We would now need to investigate the feasibility of the mapped pattern with the original data and by checking with the situation of the smelter (location in valley, forested areas etc.). Moreover, we could discuss the result with a pollution expert to get more insight on the expected true pattern.
For random forest it is usually necessary to have a larger number of predictors to create smooth prediction surfaces. Therefore, we could also investigate if there are more relevant predictors for the study area.
2 Model assessment pH predictions Berne data set
In lab session 3 you computed predictions for topsoil pH in the Berne study area. We did not yet fully inspect the model performance.
Find your saved CSV file from session 3 or download the example
CSV.
Task 1
Create plots and metrics as you see fit. What is the model performance? Are there relevant problems?
Solution Task 1
d.val.berne <- read.csv("data/lab3-validation-set-ph-predictions.csv")
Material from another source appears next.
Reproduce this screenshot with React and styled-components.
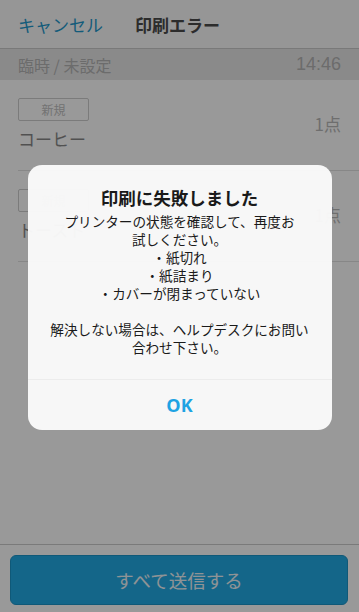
import React from "react";
import styled, { createGlobalStyle } from "styled-components";

const GlobalStyle = createGlobalStyle`
  html, body {
    margin: 0;
    padding: 0;
    height: 100%;
  }
  body {
    font-family: "Noto Sans CJK JP", "Noto Sans", sans-serif;
    background: #ffffff;
  }
  #root {
    height: 100%;
  }
`;

const Screen = styled.div`
  position: relative;
  height: 612px;
  display: flex;
  flex-direction: column;
  overflow: hidden;
  background: #ffffff;
`;

const Header = styled.div`
  height: 48px;
  display: flex;
  align-items: center;
  padding: 0 18px;
  gap: 32px;
  background: #fafafa;
  border-bottom: 1px solid #cacaca;
`;

const HeaderLink = styled.span`
  font-size: 17px;
  color: #1f98cc;
`;

const HeaderTitle = styled.span`
  font-size: 17px;
  font-weight: 700;
  color: #4a4a4a;
`;

const SubHeader = styled.div`
  height: 31px;
  display: flex;
  align-items: center;
  justify-content: space-between;
  padding: 0 18px;
  background: #e7e7e7;
  font-size: 16px;
  color: #b4b4b4;
`;

const Time = styled.span`
  font-family: "Liberation Sans", "Noto Sans", sans-serif;
  font-size: 18px;
`;

const List = styled.div`
  flex: 1;
  display: flex;
  flex-direction: column;
  padding-left: 18px;
`;

const Item = styled.div`
  display: flex;
  align-items: center;
  justify-content: space-between;
  padding: 18px 18px 19px 0;
  border-bottom: 1px solid #e2e2e2;
`;

const ItemMain = styled.div`
  display: flex;
  flex-direction: column;
  align-items: flex-start;
  gap: 5px;
`;

const Badge = styled.span`
  width: 69px;
  height: 21px;
  display: flex;
  align-items: center;
  justify-content: center;
  border: 1px solid #cdcdcd;
  border-radius: 2px;
  font-size: 12px;
  color: #c0c0c0;
`;

const ItemName = styled.span`
  font-size: 17px;
  color: #888888;
`;

const Count = styled.span`
  font-size: 17px;
  color: #b8b8b8;
  margin-bottom: 2px;
`;

const Footer = styled.div`
  border-top: 1px solid #cbcbcb;
  padding: 10px 11px 7px 10px;
`;

const SendButton = styled.button`
  width: 100%;
  height: 50px;
  border: 1px solid #1c94c8;
  border-radius: 6px;
  background: #22aae5;
  color: #eef6f9;
  font-family: inherit;
  font-size: 18.5px;
  padding: 0;
`;

const Overlay = styled.div`
  position: absolute;
  inset: 0;
  background: rgba(0, 0, 0, 0.4);
  display: flex;
  align-items: center;
  justify-content: center;
  padding-bottom: 18px;
  box-sizing: border-box;
`;

const Dialog = styled.div`
  width: 304px;
  border-radius: 14px;
  background: rgba(250, 250, 250, 0.97);
  display: flex;
  flex-direction: column;
  overflow: hidden;
`;

const DialogBody = styled.div`
  padding: 22px 12px 23px;
  text-align: center;
  color: #1a1a1a;
`;

const DialogTitle = styled.div`
  font-size: 17.5px;
  font-weight: 700;
  line-height: 22px;
  margin-bottom: 3px;
`;

const DialogMessage = styled.div`
  font-size: 13.6px;
  line-height: 18px;
  white-space: pre-line;
`;

const DialogAction = styled.div`
  height: 50px;
  border-top: 1px solid #ececec;
  display: flex;
  align-items: center;
  justify-content: center;
  font-size: 18px;
  font-weight: 700;
  color: #1ea3e3;
  font-family: "Open Sans", "Noto Sans", sans-serif;
`;

const items = [
  { name: "コーヒー", count: "1点" },
  { name: "トースト", count: "1点" },
];

const message =
  "プリンターの状態を確認して、再度お\n試しください。\n・紙切れ\n・紙詰まり\n・カバーが閉まっていない\n\n解決しない場合は、ヘルプデスクにお問い\n合わせ下さい。";

export default function App() {
  return (
    <>
      <GlobalStyle />
      <Screen>
        <Header>
          <HeaderLink>キャンセル</HeaderLink>
          <HeaderTitle>印刷エラー</HeaderTitle>
        </Header>
        <SubHeader>
          <span>臨時 / 未設定</span>
          <Time>14:46</Time>
        </SubHeader>
        <List>
          {items.map((item) => (
            <Item key={item.name}>
              <ItemMain>
                <Badge>新規</Badge>
                <ItemName>{item.name}</ItemName>
              </ItemMain>
              <Count>{item.count}</Count>
            </Item>
          ))}
        </List>
        <Footer>
          <SendButton>すべて送信する</SendButton>
        </Footer>
        <Overlay>
          <Dialog>
            <DialogBody>
              <DialogTitle>印刷に失敗しました</DialogTitle>
              <DialogMessage>{message}</DialogMessage>
            </DialogBody>
            <DialogAction>OK</DialogAction>
          </Dialog>
        </Overlay>
      </Screen>
    </>
  );
}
ggplot(d.val.berne, aes(x = pred.ph.0.10, y = ph.0.10)) +
geom_point() + geom_smooth(se=F) +
geom_abline (slope=1, intercept = 0, linetype = "dashed") +
coord_fixed(ratio = 1) + ylim(c(4.5,8.5)) + xlim(c(4.5,8.5)) +
ggtitle("Predictions from Lab 3")`geom_smooth()` using method = 'loess' and formula = 'y ~ x'
f.metrics(d.val.berne$ph.0.10, d.val.berne$pred.ph.0.10) me rmse r2
0.1015193 0.6183406 0.4519854 According to the help page of the berne data the validation data set was formed by data-splitting It was assigned at random by using weights to ensure even spatial coverage of the agricultural area.
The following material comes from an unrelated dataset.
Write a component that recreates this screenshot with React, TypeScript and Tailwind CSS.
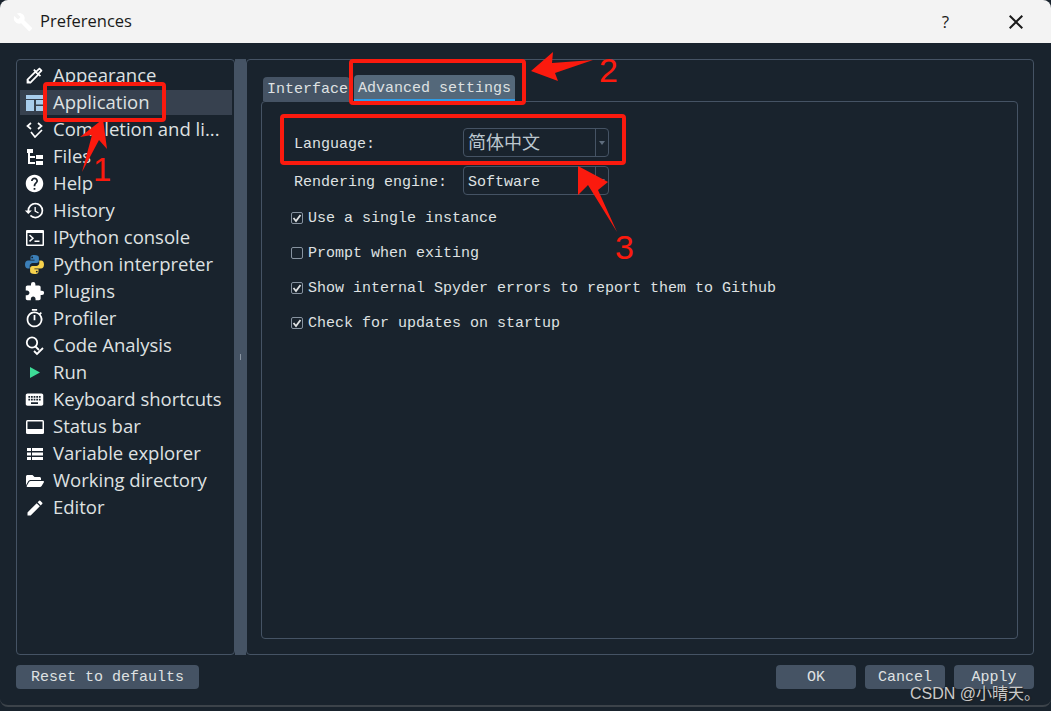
import type { ReactNode } from 'react'
import {
  MdOutlineColorize,
  MdHelp,
  MdHistory,
  MdExtension,
  MdOutlineTimer,
  MdKeyboard,
  MdEdit,
  MdClose,
} from 'react-icons/md'
import { FaFolderOpen } from 'react-icons/fa'

// Iconos a mano, los que el paquete no trae igual
const WrenchIcon = () => (
  <svg width="20" height="20" viewBox="0 0 24 24" fill="#ffffff">
    <path d="M22.7 19l-9.100-9.100c.9-2.300.4-5-1.500-6.900-2-2-5-2.400-7.400-1.300L9 6 6 9 1.600 4.700C.4 7.100.9 10.100 2.900 12.100c1.900 1.900 4.600 2.400 6.900 1.500l9.100 9.100c.4.400 1 .4 1.400 0l2.300-2.300c.5-.4.5-1.100.1-1.400z" />
  </svg>
)

const ApplicationIcon = () => (
  <svg width="18" height="16" viewBox="0 0 18 16" fill="#a9cdec">
    <rect x="0" y="0" width="18" height="4" />
    <rect x="0" y="5" width="8" height="11" />
    <rect x="10" y="5" width="8" height="4.5" />
    <rect x="10" y="11" width="8" height="5" />
  </svg>
)

const CompletionIcon = () => (
  <svg width="18" height="16" viewBox="0 0 18 16" fill="none" stroke="#fff" strokeWidth="1.7">
    <path d="M5 1 1.5 4 5 7" />
    <path d="M12 1 15.5 4 12 7" />
    <path d="M5 10 9 15 16 8" />
  </svg>
)

const FilesIcon = () => (
  <svg width="18" height="16" viewBox="0 0 18 16" fill="#fff">
    <rect x="1" y="0" width="6" height="4" />
    <rect x="2" y="4" width="2" height="11" />
    <rect x="2" y="7" width="7" height="2" />
    <rect x="2" y="13" width="7" height="2" />
    <rect x="10" y="6" width="7" height="4" />
    <rect x="10" y="12" width="7" height="4" />
  </svg>
)

const ConsoleIcon = () => (
  <svg width="18" height="16" viewBox="0 0 18 16">
    <rect x="0" y="0" width="18" height="16" rx="1" fill="#fff" />
    <rect x="1.5" y="3" width="15" height="11.5" fill="#19232d" />
    <path d="M3.5 5 7 8.2 3.5 11.4" fill="none" stroke="#fff" strokeWidth="1.5" />
    <rect x="8.5" y="10.5" width="5" height="1.5" fill="#fff" />
  </svg>
)

const PythonIcon = () => (
  <svg width="19" height="19" viewBox="0 0 19 19">
    <path d="M9.3 0C6 0 5.5 1.3 5.5 2.7V4.8H9.6V5.5H3C1.3 5.5 0 6.9 0 9.4c0 2.6 1.2 4 2.9 4H4.7v-2.3c0-1.6 1.4-3 3-3h3.9c1.3 0 2.3-1 2.3-2.3V2.7C13.900 1 12.500 0 9.300 0Z" fill="#3b7fb8" />
    <circle cx="7.200" cy="2.400" r=".9" fill="#19232d" />
    <path d="M9.700 19c3.300 0 3.800-1.300 3.800-2.700v-2.100H9.400v-.7H16c1.700 0 3-1.400 3-3.900 0-2.600-1.200-4-2.900-4H14.300v2.300c0 1.600-1.400 3-3 3H7.400c-1.300 0-2.300 1-2.300 2.300v3.100C5.100 18 6.500 19 9.700 19Z" fill="#f7d24c" />
    <circle cx="11.800" cy="16.600" r=".9" fill="#19232d" />
  </svg>
)

const AnalysisIcon = () => (
  <svg width="20" height="20" viewBox="0 0 20 20" fill="none" stroke="#fff" strokeWidth="1.8">
    <circle cx="7" cy="6.500" r="5.200" />
    <path d="M10.500 10.500 14 14" />
    <path d="M9 15 12 18 18 12" />
  </svg>
)

const RunIcon = () => (
  <svg width="12" height="13" viewBox="0 0 12 13" fill="#3ddc97">
    <path d="M1 1 11 6.500 1 12Z" />
  </svg>
)

const StatusIcon = () => (
  <svg width="18" height="14" viewBox="0 0 18 14">
    <rect x="0" y="0" width="18" height="14" rx="1.500" fill="#fff" />
    <rect x="1.500" y="1.500" width="15" height="7.500" fill="#19232d" />
  </svg>
)

const TableIcon = () => (
  <svg width="16" height="14" viewBox="0 0 16 14" fill="#fff">
    <rect x="0" y="1" width="4" height="3" />
    <rect x="5" y="1" width="11" height="3" />
    <rect x="0" y="5.500" width="4" height="3" />
    <rect x="5" y="5.500" width="11" height="3" />
    <rect x="0" y="10" width="4" height="3" />
    <rect x="5" y="10" width="11" height="3" />
  </svg>
)

const items: { label: string; icon: ReactNode; selected?: boolean }[] = [
  { label: 'Appearance', icon: <MdOutlineColorize size={21} color="#fff" /> },
  { label: 'Application', icon: <ApplicationIcon />, selected: true },
  { label: 'Completion and li...', icon: <CompletionIcon /> },
  { label: 'Files', icon: <FilesIcon /> },
  { label: 'Help', icon: <MdHelp size={21} color="#fff" /> },
  { label: 'History', icon: <MdHistory size={21} color="#fff" /> },
  { label: 'IPython console', icon: <ConsoleIcon /> },
  { label: 'Python interpreter', icon: <PythonIcon /> },
  { label: 'Plugins', icon: <MdExtension size={21} color="#fff" /> },
  { label: 'Profiler', icon: <MdOutlineTimer size={21} color="#fff" /> },
  { label: 'Code Analysis', icon: <AnalysisIcon /> },
  { label: 'Run', icon: <RunIcon /> },
  { label: 'Keyboard shortcuts', icon: <MdKeyboard size={21} color="#fff" /> },
  { label: 'Status bar', icon: <StatusIcon /> },
  { label: 'Variable explorer', icon: <TableIcon /> },
  { label: 'Working directory', icon: <FaFolderOpen size={18} color="#fff" /> },
  { label: 'Editor', icon: <MdEdit size={20} color="#fff" /> },
]

const checks = [
  { label: 'Use a single instance', on: true },
  { label: 'Prompt when exiting', on: false },
  { label: 'Show internal Spyder errors to report them to Github', on: true },
  { label: 'Check for updates on startup', on: true },
]

function Combo({ children }: { children: ReactNode }) {
  return (
    <div className="flex h-[29px] w-[146px] items-center rounded-[4px] border border-[#455364]">
      <div className="flex-1 pl-1">{children}</div>
      <div className="flex h-full w-[13px] items-center justify-center border-l border-[#455364]">
        <div className="h-0 w-0 border-x-[3px] border-t-[4px] border-x-transparent border-t-[#5f6d7d]" />
      </div>
    </div>
  )
}

function Button({ label, width }: { label: string; width: string }) {
  return (
    <button className={`flex h-6 items-center justify-center rounded-[4px] bg-[#455364] pt-[3px] text-[#dfe1e2] ${width}`}>
      {label}
    </button>
  )
}

// Flechas y recuadros rojos pintados encima de la captura
function Annotations() {
  return (
    <>
      <svg className="pointer-events-none absolute inset-0" width="1051" height="711" viewBox="0 0 1051 711">
        <g fill="none" stroke="#fb1a0e" strokeWidth="4">
          <rect x="45" y="84" width="119" height="36" rx="2" />
          <rect x="351" y="61" width="173" height="42" rx="2" />
          <rect x="282" y="116" width="342" height="47" rx="2" />
        </g>
        <g fill="#fb1a0e">
          <polygon points="103,119 80,137 92,135 82,172 99,140 107,149" />
          <polygon points="531,71 553,52 552,63 593,60 555,73 558,81" />
          <polygon points="578,166 608,182 598,190 617,232 588,185 578,195" />
        </g>
      </svg>
      <span className="absolute left-[93px] top-[150px] font-['Liberation_Sans',sans-serif] text-[33px] leading-[40px] text-[#fb1a0e]">1</span>
      <span className="absolute left-[599px] top-[50px] font-['Liberation_Sans',sans-serif] text-[34px] leading-[40px] text-[#fb1a0e]">2</span>
      <span className="absolute left-[615px] top-[227px] font-['Liberation_Sans',sans-serif] text-[34px] leading-[40px] text-[#fb1a0e]">3</span>
    </>
  )
}

export default function App() {
  return (
    <div className="relative h-[711px] w-[1051px] overflow-hidden bg-[#19232d] font-['Liberation_Mono','Noto_Sans_CJK_SC',monospace] text-[15px] text-[#dfe1e2]">
      {/* Ventana */}
      <div className="flex h-[707px] flex-col rounded-b-lg border-b-2 border-[#3c434a]">
        <header className="flex h-[43px] shrink-0 items-center rounded-t-lg bg-[#f3f3f3] pl-[13px] font-['Open_Sans',sans-serif] text-[#1a1a1a]">
          <WrenchIcon />
          <span className="ml-[7px] text-[16.5px]">Preferences</span>
          <span className="ml-auto text-[17px]">?</span>
          <MdClose size={24} className="ml-[55px] mr-[23px]" />
        </header>

        <div className="flex h-[612px] shrink-0 pl-4 pr-[17px] pt-4">
          {/* Lista de secciones */}
          <nav className="flex h-[596px] w-[219px] shrink-0 flex-col gap-[2px] rounded-[4px] border border-[#455364] pl-[3px] pr-[2px] pt-[3px] font-['Open_Sans',sans-serif] text-[18.5px]">
            {items.map((item) => (
              <div
                key={item.label}
                className={`flex h-[25px] items-center ${item.selected ? 'bg-[#37414f]' : ''}`}
              >
                <span className="flex w-[29px] shrink-0 justify-center">{item.icon}</span>
                <span className="ml-1 whitespace-nowrap pb-[2px]">{item.label}</span>
              </div>
            ))}
          </nav>

          {/* Separador */}
          <div className="flex h-[596px] w-[11px] shrink-0 items-center justify-center bg-[#455364]">
            <div className="h-[6px] w-px bg-[#8a96a3]" />
          </div>

          {/* Panel derecho */}
          <section className="flex h-[596px] flex-1 flex-col rounded-[4px] border border-[#455364] pb-[15px] pl-[14px] pr-[15px] pt-[15px]">
            <div className="ml-[2px] flex h-[26px] shrink-0 items-end">
              <div className="flex h-6 w-[87px] items-center rounded-t-[4px] bg-[#455364] pl-1 pt-[2px]">Interface</div>
              <div className="ml-[4px] flex h-[26px] w-[161px] items-center rounded-t-[4px] border-b-2 border-[#2f9ee8] bg-[#54687a] pl-1 pt-[4px]">
                Advanced settings
              </div>
            </div>
            <div className="flex flex-1 flex-col rounded-[4px] border border-[#455364] pl-[32px] pt-[26px]">
              <div className="flex items-center">
                <span className="w-[169px] pt-[6px]">Language:</span>
                <Combo><div className="pt-[3px] text-[18px] text-[#bcc7cf]">简体中文</div></Combo>
              </div>
              <div className="mt-[9px] flex items-center">
                <span className="w-[169px] pt-[6px]">Rendering engine:</span>
                <Combo><div className="pt-[6px]">Software</div></Combo>
              </div>
              <div className="-ml-[3px] mt-[14px] flex flex-col gap-[17px]">
                {checks.map((c) => (
                  <div key={c.label} className="flex h-[18px] items-center">
                    <span className="flex h-3 w-3 items-center justify-center rounded-[2px] border border-[#8793a0]">
                      {c.on && (
                        <svg width="10" height="10" viewBox="0 0 10 10" fill="none" stroke="#dfe1e2" strokeWidth="1.800">
                          <path d="M1.500 5 4 8 8.500 2" />
                        </svg>
                      )}
                    </span>
                    <span className="ml-[5px] pt-[2px]">{c.label}</span>
                  </div>
                ))}
              </div>
            </div>
          </section>
        </div>

        {/* Botones */}
        <footer className="mt-[10px] flex pl-4 pr-[17px]">
          <Button label="Reset to defaults" width="w-[183px]" />
          <div className="ml-auto flex gap-[9px]">
            <Button label="OK" width="w-20" />
            <Button label="Cancel" width="w-20" />
            <Button label="Apply" width="w-20" />
          </div>
        </footer>
      </div>

      <Annotations />

      {/* Marca de agua */}
      <span className="absolute left-[910px] top-[682px] whitespace-nowrap font-['Liberation_Sans','Noto_Sans_CJK_SC',sans-serif] text-[16px] text-[#c9c9c9] [text-shadow:1px_1px_1px_#222]">
        CSDN @小晴天。
      </span>
    </div>
  )
}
Therefore, we get a decent estimate of the predictive performance of the model. If you check the point distribution, however, they are somewhat clustered and there are areas without any samples. We would now need to investigate if those “empty” areas are expected to be different. This could be done by checking the covariate value distributions and/or by discussing it with a soil surveyor that knows the area.
Regarding the results: We do not observe a marginal bias, however, it seems we have a slight conditional bias with values between 6–7 being under-predicted. In addition, largest and smallest values do not get predicted, it seems random forest smoothes the value range of the predictions compared to the value range of the observed response.
The RMSE, i.e. the standard deviation of the errors, is a bit more than half a pH unit (0.62). The R2 is only medium. Soil mapping studies, however, have often R2 in this range as variability of soils is large, often not enough samples are available to describe the full “diversity” and measurement error are considerable.